Work to do: All of the material below is to be retyped exactly.

## start Dataset excerpt

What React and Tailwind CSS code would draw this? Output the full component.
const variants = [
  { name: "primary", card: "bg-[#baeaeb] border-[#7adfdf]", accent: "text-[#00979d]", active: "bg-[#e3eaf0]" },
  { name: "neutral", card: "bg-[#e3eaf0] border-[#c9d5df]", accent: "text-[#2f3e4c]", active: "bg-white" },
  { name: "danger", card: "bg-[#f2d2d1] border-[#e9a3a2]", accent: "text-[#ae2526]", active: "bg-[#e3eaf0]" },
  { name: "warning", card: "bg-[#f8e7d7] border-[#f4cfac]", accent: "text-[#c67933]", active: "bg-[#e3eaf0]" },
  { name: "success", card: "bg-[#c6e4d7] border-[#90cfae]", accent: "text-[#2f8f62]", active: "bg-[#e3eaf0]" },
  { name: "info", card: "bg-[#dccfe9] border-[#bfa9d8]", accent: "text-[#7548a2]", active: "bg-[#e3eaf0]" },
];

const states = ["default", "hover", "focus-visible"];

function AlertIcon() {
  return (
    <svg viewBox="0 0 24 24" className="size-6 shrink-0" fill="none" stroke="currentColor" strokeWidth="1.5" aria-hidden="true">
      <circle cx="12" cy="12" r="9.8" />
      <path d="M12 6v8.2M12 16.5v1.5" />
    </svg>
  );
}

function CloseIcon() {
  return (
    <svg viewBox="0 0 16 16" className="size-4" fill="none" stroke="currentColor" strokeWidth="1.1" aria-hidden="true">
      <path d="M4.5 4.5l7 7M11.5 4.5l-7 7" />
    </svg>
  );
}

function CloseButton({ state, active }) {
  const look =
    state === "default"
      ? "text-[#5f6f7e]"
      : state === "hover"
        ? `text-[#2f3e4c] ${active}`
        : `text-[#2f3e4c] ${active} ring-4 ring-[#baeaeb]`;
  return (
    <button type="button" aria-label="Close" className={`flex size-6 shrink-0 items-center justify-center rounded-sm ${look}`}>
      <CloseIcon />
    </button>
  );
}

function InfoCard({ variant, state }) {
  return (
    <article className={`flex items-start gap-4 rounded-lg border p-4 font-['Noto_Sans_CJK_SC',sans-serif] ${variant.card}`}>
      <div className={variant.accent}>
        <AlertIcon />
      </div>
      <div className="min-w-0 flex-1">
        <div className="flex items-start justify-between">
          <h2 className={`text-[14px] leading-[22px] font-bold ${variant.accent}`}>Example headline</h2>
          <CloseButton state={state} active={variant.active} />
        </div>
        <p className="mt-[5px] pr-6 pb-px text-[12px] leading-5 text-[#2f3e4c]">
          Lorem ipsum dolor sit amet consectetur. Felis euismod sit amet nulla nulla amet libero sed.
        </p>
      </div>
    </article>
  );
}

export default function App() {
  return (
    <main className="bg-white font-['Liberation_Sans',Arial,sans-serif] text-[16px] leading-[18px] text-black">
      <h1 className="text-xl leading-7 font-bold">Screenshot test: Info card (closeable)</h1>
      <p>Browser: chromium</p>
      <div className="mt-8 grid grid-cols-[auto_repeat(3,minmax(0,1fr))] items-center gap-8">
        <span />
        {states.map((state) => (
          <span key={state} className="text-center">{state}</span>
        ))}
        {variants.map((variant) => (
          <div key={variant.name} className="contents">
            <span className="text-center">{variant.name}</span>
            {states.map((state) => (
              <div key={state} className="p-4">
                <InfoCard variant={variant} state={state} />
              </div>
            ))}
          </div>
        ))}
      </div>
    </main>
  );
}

## end Dataset excerpt

Final result:
What React and Tailwind CSS code would draw this? Output the full component.
const variants = [
  { name: "primary", card: "bg-[#baeaeb] border-[#7adfdf]", accent: "text-[#00979d]", active: "bg-[#e3eaf0]" },
  { name: "neutral", card: "bg-[#e3eaf0] border-[#c9d5df]", accent: "text-[#2f3e4c]", active: "bg-white" },
  { name: "danger", card: "bg-[#f2d2d1] border-[#e9a3a2]", accent: "text-[#ae2526]", active: "bg-[#e3eaf0]" },
  { name: "warning", card: "bg-[#f8e7d7] border-[#f4cfac]", accent: "text-[#c67933]", active: "bg-[#e3eaf0]" },
  { name: "success", card: "bg-[#c6e4d7] border-[#90cfae]", accent: "text-[#2f8f62]", active: "bg-[#e3eaf0]" },
  { name: "info", card: "bg-[#dccfe9] border-[#bfa9d8]", accent: "text-[#7548a2]", active: "bg-[#e3eaf0]" },
];

const states = ["default", "hover", "focus-visible"];

function AlertIcon() {
  return (
    <svg viewBox="0 0 24 24" className="size-6 shrink-0" fill="none" stroke="currentColor" strokeWidth="1.5" aria-hidden="true">
      <circle cx="12" cy="12" r="9.8" />
      <path d="M12 6v8.2M12 16.5v1.5" />
    </svg>
  );
}

function CloseIcon() {
  return (
    <svg viewBox="0 0 16 16" className="size-4" fill="none" stroke="currentColor" strokeWidth="1.1" aria-hidden="true">
      <path d="M4.5 4.5l7 7M11.5 4.5l-7 7" />
    </svg>
  );
}

function CloseButton({ state, active }) {
  const look =
    state === "default"
      ? "text-[#5f6f7e]"
      : state === "hover"
        ? `text-[#2f3e4c] ${active}`
        : `text-[#2f3e4c] ${active} ring-4 ring-[#baeaeb]`;
  return (
    <button type="button" aria-label="Close" className={`flex size-6 shrink-0 items-center justify-center rounded-sm ${look}`}>
      <CloseIcon />
    </button>
  );
}

function InfoCard({ variant, state }) {
  return (
    <article className={`flex items-start gap-4 rounded-lg border p-4 font-['Noto_Sans_CJK_SC',sans-serif] ${variant.card}`}>
      <div className={variant.accent}>
        <AlertIcon />
      </div>
      <div className="min-w-0 flex-1">
        <div className="flex items-start justify-between">
          <h2 className={`text-[14px] leading-[22px] font-bold ${variant.accent}`}>Example headline</h2>
          <CloseButton state={state} active={variant.active} />
        </div>
        <p className="mt-[5px] pr-6 pb-px text-[12px] leading-5 text-[#2f3e4c]">
          Lorem ipsum dolor sit amet consectetur. Felis euismod sit amet nulla nulla amet libero sed.
        </p>
      </div>
    </article>
  );
}

export default function App() {
  return (
    <main className="bg-white font-['Liberation_Sans',Arial,sans-serif] text-[16px] leading-[18px] text-black">
      <h1 className="text-xl leading-7 font-bold">Screenshot test: Info card (closeable)</h1>
      <p>Browser: chromium</p>
      <div className="mt-8 grid grid-cols-[auto_repeat(3,minmax(0,1fr))] items-center gap-8">
        <span />
        {states.map((state) => (
          <span key={state} className="text-center">{state}</span>
        ))}
        {variants.map((variant) => (
          <div key={variant.name} className="contents">
            <span className="text-center">{variant.name}</span>
            {states.map((state) => (
              <div key={state} className="p-4">
                <InfoCard variant={variant} state={state} />
              </div>
            ))}
          </div>
        ))}
      </div>
    </main>
  );
}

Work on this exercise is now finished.